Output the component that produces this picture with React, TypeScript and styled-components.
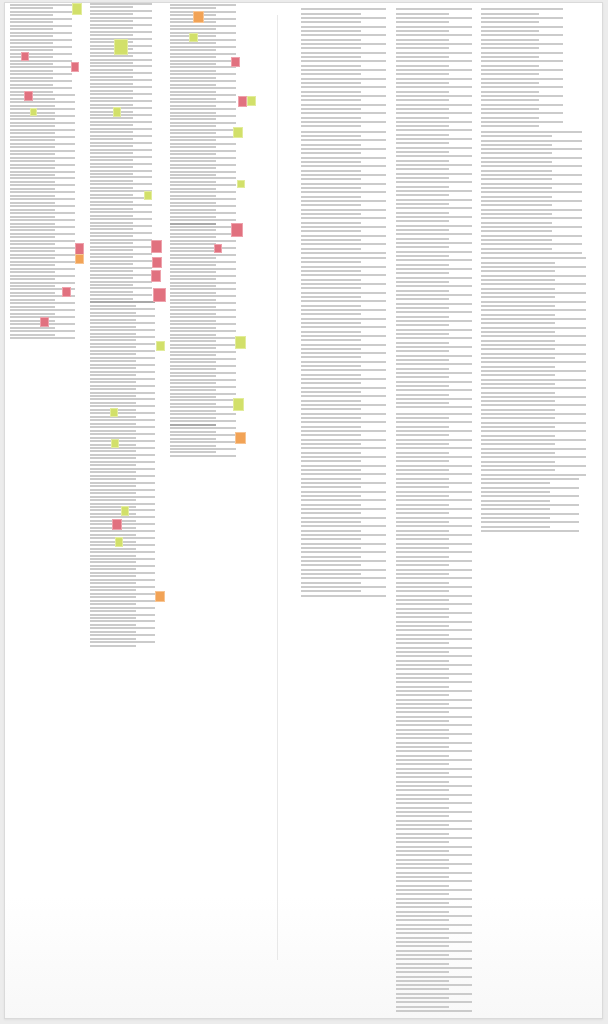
import React from "react";
import styled, { createGlobalStyle } from "styled-components";

type Tone = "lime" | "rose" | "amber";

type Seg = { n: number; long: number; short: number; gap?: number; dark?: number[] };

type Mark = { tone: Tone; x1: number; y1: number; x2: number; y2: number };

type Col = { left: number; width: number; top: number; pitch: number; segs: Seg[]; marks?: Mark[] };

const GlobalStyle = createGlobalStyle`
  html, body {
    margin: 0;
    padding: 0;
    background: #ececec;
    font-family: "Liberation Sans", Arial, sans-serif;
  }
`;

const Frame = styled.div`
  box-sizing: border-box;
  width: 608px;
  height: 1024px;
  padding: 2px 5px 0 4px;
`;

const Panel = styled.div`
  box-sizing: border-box;
  height: 1017px;
  border: 1px solid #dadada;
  background: linear-gradient(to bottom, #ffffff 88%, #f8f8f8 100%);
  box-shadow: 0 1px 2px rgba(0, 0, 0, 0.06);
  display: flex;
  overflow: hidden;
`;

const LeftPane = styled.section`
  display: flex;
  width: 272px;
  padding-left: 5px;
  box-sizing: border-box;
`;

const Divider = styled.div`
  width: 1px;
  height: 945px;
  margin-top: 12px;
  background: #e8e8e8;
`;

const RightPane = styled.section`
  display: flex;
  padding-left: 23px;
`;

const Column = styled.div<{ $w: number; $top: number }>`
  position: relative;
  width: ${(p) => p.$w}px;
  flex: none;
  padding-top: ${(p) => p.$top}px;
`;

const Para = styled.div<{ $gap: number }>`
  margin-bottom: ${(p) => p.$gap}px;
`;

const Line = styled.div<{ $w: number; $space: number; $dark?: boolean }>`
  width: ${(p) => p.$w}px;
  height: 2px;
  margin-bottom: ${(p) => p.$space}px;
  background: ${(p) => (p.$dark ? "#a9a9a9" : "#cbcbcb")};
`;

const toneFill: Record<Tone, string> = {
  lime: "#d2e06a",
  rose: "#e1717f",
  amber: "#f2a356",
};

const toneEdge: Record<Tone, string> = {
  lime: "#e2ec9c",
  rose: "#eea2ac",
  amber: "#f7c594",
};

const Marker = styled.span<{ $tone: Tone }>`
  position: absolute;
  box-sizing: border-box;
  background: ${(p) => toneFill[p.$tone]};
  border: 1px solid ${(p) => toneEdge[p.$tone]};
`;

const PANEL_TOP = 3;

const leftCols: Col[] = [
  {
    left: 10,
    width: 80,
    top: 1,
    pitch: 3.47,
    segs: [
      { n: 26, long: 62, short: 43 },
      { n: 71, long: 65, short: 45 },
    ],
    marks: [
      { tone: "lime", x1: 72, y1: 3, x2: 82, y2: 15 },
      { tone: "rose", x1: 21, y1: 52, x2: 29, y2: 61 },
      { tone: "rose", x1: 71, y1: 62, x2: 79, y2: 72 },
      { tone: "rose", x1: 24, y1: 91, x2: 33, y2: 101 },
      { tone: "lime", x1: 30, y1: 108, x2: 37, y2: 116 },
      { tone: "rose", x1: 75, y1: 243, x2: 84, y2: 255 },
      { tone: "amber", x1: 75, y1: 254, x2: 84, y2: 264 },
      { tone: "rose", x1: 62, y1: 287, x2: 71, y2: 297 },
      { tone: "rose", x1: 40, y1: 317, x2: 49, y2: 327 },
    ],
  },
  {
    left: 90,
    width: 80,
    top: 0,
    pitch: 3.47,
    segs: [
      { n: 86, long: 62, short: 43 },
      { n: 100, long: 65, short: 46, dark: [0] },
    ],
    marks: [
      { tone: "lime", x1: 114, y1: 39, x2: 128, y2: 55 },
      { tone: "lime", x1: 113, y1: 107, x2: 121, y2: 117 },
      { tone: "lime", x1: 144, y1: 191, x2: 152, y2: 200 },
      { tone: "rose", x1: 151, y1: 240, x2: 162, y2: 253 },
      { tone: "rose", x1: 152, y1: 257, x2: 162, y2: 268 },
      { tone: "rose", x1: 151, y1: 270, x2: 161, y2: 282 },
      { tone: "rose", x1: 153, y1: 288, x2: 166, y2: 302 },
      { tone: "lime", x1: 156, y1: 341, x2: 165, y2: 351 },
      { tone: "lime", x1: 110, y1: 408, x2: 118, y2: 417 },
      { tone: "lime", x1: 111, y1: 439, x2: 119, y2: 448 },
      { tone: "lime", x1: 121, y1: 506, x2: 129, y2: 516 },
      { tone: "rose", x1: 112, y1: 519, x2: 122, y2: 530 },
      { tone: "lime", x1: 115, y1: 537, x2: 123, y2: 547 },
      { tone: "amber", x1: 155, y1: 591, x2: 165, y2: 602 },
    ],
  },
  {
    left: 170,
    width: 102,
    top: 1,
    pitch: 3.47,
    segs: [{ n: 131, long: 66, short: 46, dark: [63, 121] }],
    marks: [
      { tone: "amber", x1: 193, y1: 11, x2: 204, y2: 23 },
      { tone: "lime", x1: 189, y1: 33, x2: 198, y2: 42 },
      { tone: "rose", x1: 231, y1: 57, x2: 240, y2: 67 },
      { tone: "rose", x1: 238, y1: 96, x2: 247, y2: 107 },
      { tone: "lime", x1: 247, y1: 96, x2: 256, y2: 106 },
      { tone: "lime", x1: 233, y1: 127, x2: 243, y2: 138 },
      { tone: "lime", x1: 237, y1: 180, x2: 245, y2: 188 },
      { tone: "rose", x1: 231, y1: 223, x2: 243, y2: 237 },
      { tone: "rose", x1: 214, y1: 244, x2: 222, y2: 253 },
      { tone: "lime", x1: 235, y1: 336, x2: 246, y2: 349 },
      { tone: "lime", x1: 233, y1: 398, x2: 244, y2: 411 },
      { tone: "amber", x1: 235, y1: 432, x2: 246, y2: 444 },
    ],
  },
];

const rightCols: Col[] = [
  {
    left: 301,
    width: 95,
    top: 5.3,
    pitch: 4.33,
    segs: [
      { n: 28, long: 85, short: 60, gap: 3.6 },
      { n: 29, long: 85, short: 60, gap: 3 },
      { n: 79, long: 85, short: 60 },
    ],
  },
  {
    left: 396,
    width: 85,
    top: 5.3,
    pitch: 4.33,
    segs: [
      { n: 93, long: 76, short: 53, gap: 4.3 },
      { n: 40, long: 76, short: 53, gap: 2.4 },
      { n: 99, long: 76, short: 53 },
    ],
  },
  {
    left: 481,
    width: 115,
    top: 5.3,
    pitch: 4.33,
    segs: [
      { n: 28, long: 82, short: 58, gap: 3.7 },
      { n: 29, long: 101, short: 71, gap: 3.3 },
      { n: 51, long: 105, short: 74, gap: 1.4 },
      { n: 13, long: 98, short: 69 },
    ],
  },
];

function TextColumn({ col }: { col: Col }) {
  const space = col.pitch - 2;
  return (
    <Column $w={col.width} $top={col.top}>
      {col.segs.map((seg, si) => (
        <Para key={si} $gap={seg.gap ?? 0}>
          {Array.from({ length: seg.n }, (_, i) => (
            <Line
              key={i}
              $w={i % 2 === 0 ? seg.long : seg.short}
              $space={space}
              $dark={seg.dark?.includes(i)}
            />
          ))}
        </Para>
      ))}
      {col.marks?.map((m, i) => (
        <Marker
          key={i}
          $tone={m.tone}
          style={{
            left: m.x1 - col.left,
            top: m.y1 - PANEL_TOP,
            width: m.x2 - m.x1,
            height: m.y2 - m.y1,
          }}
        />
      ))}
    </Column>
  );
}

export default function App() {
  return (
    <>
      <GlobalStyle />
      <Frame>
        <Panel>
          <LeftPane>
            {leftCols.map((c) => (
              <TextColumn key={c.left} col={c} />
            ))}
          </LeftPane>
          <Divider />
          <RightPane>
            {rightCols.map((c) => (
              <TextColumn key={c.left} col={c} />
            ))}
          </RightPane>
        </Panel>
      </Frame>
    </>
  );
}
════════════════════
Exercise instructions: The lines from the top of the data above through the one holding "number; width: number;" are to be repeated exactly, and only those, with no pictures.

Exercise solution:
Output the component that produces this picture with React, TypeScript and styled-components.
import React from "react";
import styled, { createGlobalStyle } from "styled-components";

type Tone = "lime" | "rose" | "amber";

type Seg = { n: number; long: number; short: number; gap?: number; dark?: number[] };

type Mark = { tone: Tone; x1: number; y1: number; x2: number; y2: number };

type Col = { left: number; width: number; top: number; pitch: number; segs: Seg[]; marks?: Mark[] };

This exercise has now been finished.